Mask.py

import os
import torch
import numpy as np
from models.clipseg import CLIPDensePredT
from PIL import Image
from torchvision import transforms
from matplotlib import pyplot as plt

def resize_image(imageName, size_max,):
    max_size = size_max  # la taille maximale pour la plus grande dimension

    # ouvrir l'image et récupérer ses dimensions
    image = Image.open(imageName)
    width, height = image.size

    # calculer la nouvelle taille de l'image tout en conservant le ratio d'aspect
    if width > height:
        new_width = max_size
        new_height = int(height * (max_size / width))
    else:
        new_height = max_size
        new_width = int(width * (max_size / height))

    # redimensionner l'image
    image = image.resize((new_width, new_height), resample=Image.BICUBIC)

    # enregistrer l'image redimensionnée
    image.save('redimensionne_'+imageName)

def clip_image(imageName, prompts):
    if (imageName == ''):
        raise Exception("Image name is empty")
    elif (len(prompts) == 0):
        raise Exception("Prompts list is empty")

    # load model
    model = CLIPDensePredT(version='ViT-B/16', reduce_dim=64)

    model.eval()

    # non-strict, because we only stored decoder weights (not CLIP weights)
    device = torch.device('cuda' if torch.cuda.is_available() else 'cpu')
    model.load_state_dict(torch.load('weights/rd64-uni.pth', map_location=device), strict=False);

    input_image = imageName
    # load and normalize image
    # input_image = Image.open(imageName)

    # Create the "Output" directory if it doesn't exist
    if not os.path.exists('./Resultat_Partie_5/maskage/'):
        os.makedirs('./Resultat_Partie_5/maskage/')

    transform = transforms.Compose([
        transforms.ToTensor(),
        transforms.Normalize(mean=[0.485, 0.456, 0.406], std=[0.229, 0.224, 0.225]),
        transforms.Resize((352, 352), antialias=True),
    ])
    img = transform(input_image).unsqueeze(0)

    with torch.no_grad():
        preds = model(img.repeat(len(prompts),1,1,1), prompts)[0]


    # get resized prediction
    prediction = torch.where(preds[0][0] > 0, torch.tensor(255), torch.tensor(0))
    prediction = prediction.numpy().astype(np.uint8)
    prediction = Image.fromarray(prediction)
    prediction = prediction.resize(input_image.size)

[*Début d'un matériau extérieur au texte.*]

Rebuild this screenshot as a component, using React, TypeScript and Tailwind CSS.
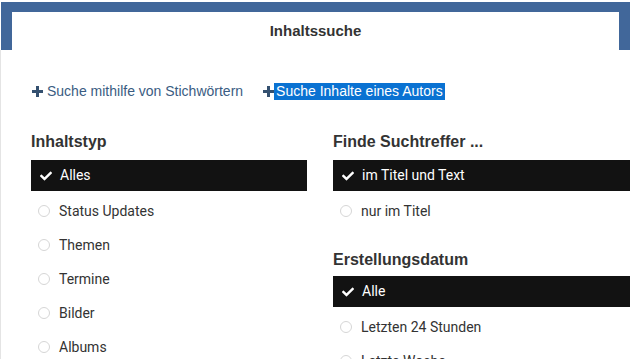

    # visualize prediction and save to file

    fig, ax = plt.subplots(1, 1)
    prediction = torch.where(preds[0] > 0, torch.tensor(255), torch.tensor(0))
    prediction = prediction.numpy().astype(np.uint8)
    prediction = Image.fromarray(prediction)
    prediction = prediction.resize(input_image.size)
    ax.imshow(prediction, cmap='gray')
    ax.axis('off')
    fig.canvas.manager.full_screen_toggle()
    fig.savefig('./Resultat_Partie_5/maskage/temp_output_{}.png'.format(prompts.replace(' ', '_')), bbox_inches='tight', pad_inches=0)
    plt.close(fig)  # close the figure window

    output_image = Image.open('./Resultat_Partie_5/maskage/temp_output_{}.png'.format(prompts.replace(' ', '_')))
    resized_image = output_image.resize(input_image.size)
    resized_image.save('./Resultat_Partie_5/maskage/output_{}.png'.format(prompts.replace(' ', '_')))

    #remove temp files
    os.remove('./Resultat_Partie_5/maskage/temp_output_{}.png'.format(prompts.replace(' ', '_')))